There were two special Congressional elections today, in Ohio and Virginia. Both districts are generally Republican, but both states are also considered to be trending toward the Democrats. So the Dems were hopeful that they might increase their House majority by winning one or both of the open seats. Yesterday, MSNBC, which made a corporate decision to go in the tank for the Democrats a couple of years ago, was hoping that the Ohio election, in particular, would be a milestone:
If Democrats can win a special congressional election tomorrow in a GOP district in Ohio, doesn’t that tell us that Ohio may not be as in play as the Republicans would like to believe for 2008?
So if the Democrat won today, Ohio could safely be tallied for Hillary in 2008!
As the Washington Post’s Cillizza noted on Sunday: “Despite the heavy spending, strategists for both parties sought to play down expectations in advance of the vote. Republicans noted that Gov. Ted Strickland (D) and Sen. Sherrod Brown (D) carried the 5th District in 2006. Democrats pushed back, arguing that the very fact that House Republicans are being forced to spend from their very limited war chest is a victory. Should Latta lose, which remains unlikely, it would be a powerful symbolic blow for House Republicans seeking to reassure their members that 2008 won’t be a repeat of 2006.”
Happily, the Democrats’ hopes were frustrated. The vote in Ohio wasn’t close, with the Republican, Robert Latta, winning by a 57%-43% margin. In Virginia, the result was even more one-sided, with Republican Rob Wittman winning by a landslide 63% to 35% margin.

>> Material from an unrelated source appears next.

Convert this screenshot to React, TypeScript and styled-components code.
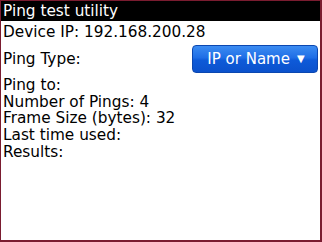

What does it mean? Obviously, one shouldn’t draw too many conclusions from a couple of special elections in traditionally Republican districts. But the fact is that the Democrats spent a lot of money–money is currently their biggest advantage–in hopes of scoring upsets in one or both of these contests. Had they done so, the results would have been trumpeted as evidence that voters are deserting the Republicans in droves. Instead, reality asserted itself.
Much like the Republicans of 1994, the Democrats post-2006 are misinterpreting the “mandate” the voters gave them last year. The American electorate hasn’t suddenly swerved to the Left, much as Democrats might wish it were so.